No hay, entonces, una definición única, definitiva, verdadera, de la justicia, sino que dependerá de una cuestión práctica, de lo que sirva en el momento dado como justo o injusto.
Tal vez la justicia, al igual que la realidad, sea sólo una, pero de momento no se conoce el método para acceder a esa “posible única justicia”, de forma tal que, quien se arroga la facultad de decir que tal resolución es justa o injusta en términos absolutos, sin justificar como llega a ello, no hace más que engañar.
Es posible que esta tesitura suene poco comprometida con “valores” o “principios”, y, a la vez, que reciba las mismas críticas que parágrafos atrás se hizo respecto del esencialismo: que sus conclusiones con caprichosas y responden a los intereses de quien las enuncia.
Acepto tales observaciones, y en parte las comparto, pero creo, tal como lo señalé anteriormente, que el pensamiento del constructivismo es, cuanto menos, más sincero que el del esencialismo: no pretende establecer que tal o cual cosa debe interpretarse de una forma u otra, sin más discusiones, sino que, por el contrario, reconoce lo limitado de sus afirmaciones, y deja abierta la posibilidad constante de su refutación.
Como corolario resta agregar que, quizás, este antagonismo del criterio de justicia sea un ejemplo más de lo “blando” que es desde hace un tiempo el derecho, máxime en nuestro país.
A diario vemos como jueces, posiblemente receptando el reclamo social por la mala calidad de las leyes y las “injusticias” que esa situación provoca, resuelven alejándose del marco normativo, recurriendo a vagas expresiones tales como “los principios del derecho”, o “razones de justicia me obligan a apartarme del derecho vigente”.

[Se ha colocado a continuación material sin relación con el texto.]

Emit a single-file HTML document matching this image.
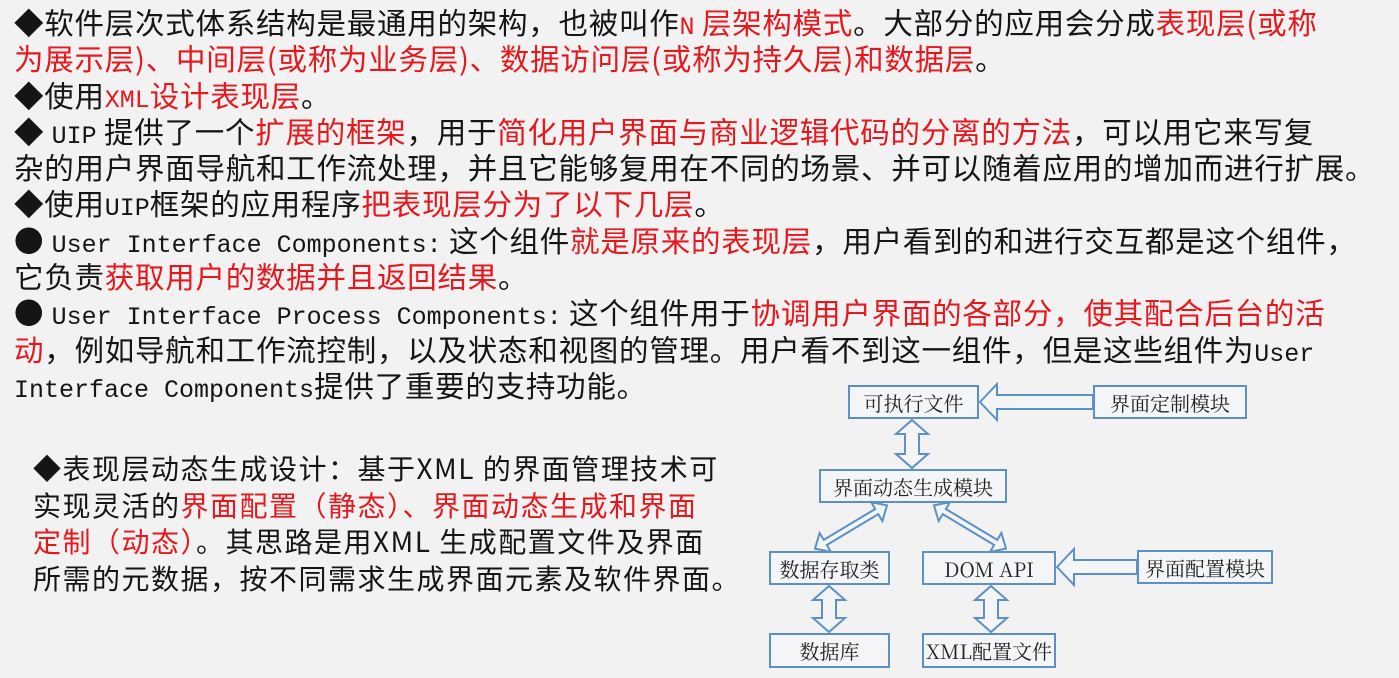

Este estiramiento indiscriminado del derecho hacia el reclamo social o grupal de tal o cual sector o momento encierra sin dudas graves peligros: hoy, avanzar sobre el principio constitucional de inocencia parece una decisión apegada a la idea trascendente de justicia; mañana, lo justo en tales términos tal vez sea avanzar sobre otra garantía constitucional; y pasado, en nombre de la “justicia verdadera”, quizás se reclame que ruede la cabeza de todo el sistema de garantías, acuerdo normativo que tantos años y luchas costó construir.